En 1976, douze ans plus tard, à l’occasion de la diffusion du film Le Jour le plus long, panique dans la salle de contrôle EDF : trop de téléspectateurs, les centrales de service bretonnes sont dépassées. Plus de son, plus d’images sur les écrans bretons. S’ensuit une réflexion intense côté EDF sur la redistribution de l’électricité entre territoires… et nombres de chroniques sur le fait que finalement, sans télévision, on vit bien aussi.
Les pouvoirs publics s’appuient aussi sur cet incident pour promouvoir leur programme nucléaire. Le charbon et le fioul fournissent encore la majorité de l’électricité française de l’époque. L’incapacité de stocker l’électricité et de prévoir la consommation française entraînent de potentielles coupures d’électricité dans les foyers de mieux en mieux équipés en électroménager.
Le gouvernement voudrait bien que la hausse des tarifs incite les Français à faire plus attention au courant qu’ils gaspillent. En réalité, ils ne se font guère d’illusions : même les augmentations successives des prix de l’essence n’ont pas empêché les automobilistes de rouler autant qu’autrefois.
Depuis l’an dernier EDF n’a plus le droit de faire de publicité et un sérieux coup d’arrêt vient d’être donné au développement du chauffage électrique qui équipe, en 1977, plus de 160 000 appartements et pavillons neufs. “C’est beaucoup trop”.
Ne vous faites pas d’illusions, les économies d’énergie et la hausse des prix de l’électricité sont deux aspects d’une même politique qui sera de plus en plus sévère. Alors, autant vous mettre dès maintenant à tricoter de bons gros pulls bien chauds pour l’hiver. D’ailleurs ils sont à la mode.

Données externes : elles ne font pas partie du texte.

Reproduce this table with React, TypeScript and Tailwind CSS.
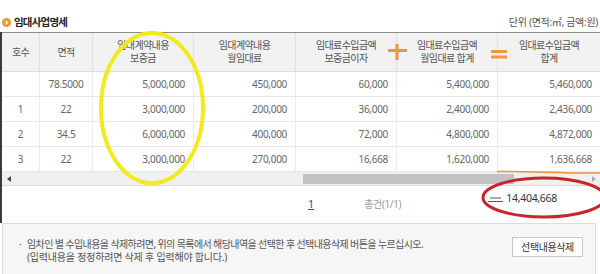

-Alain Wieder, “Le kilowatt-or”, dans le Elle du 12 juin 1978
Et pourtant, comment blâmer une population à qui on n’a cessé de seriner au cours de la décennie précédente, que l’électricité est “source de vie intelligente” ?
La malédiction du pull tricoté
En Alsace, timidement, s’exprimeront bien quelques regrets après l’implantation de la centrale :
Quand on a annoncé qu’il y aurait une centrale à Fessenheim, les gens se sont dit que ça devait être bien, puisque le pouvoir central l’avait décidé. C’est une sorte de candeur, d’immense confiance dans l’honnêteté de leurs élus. Finalement, l’EDF a rudement bien choisi la région, comme si elle savait qu’ici les gens sont timides.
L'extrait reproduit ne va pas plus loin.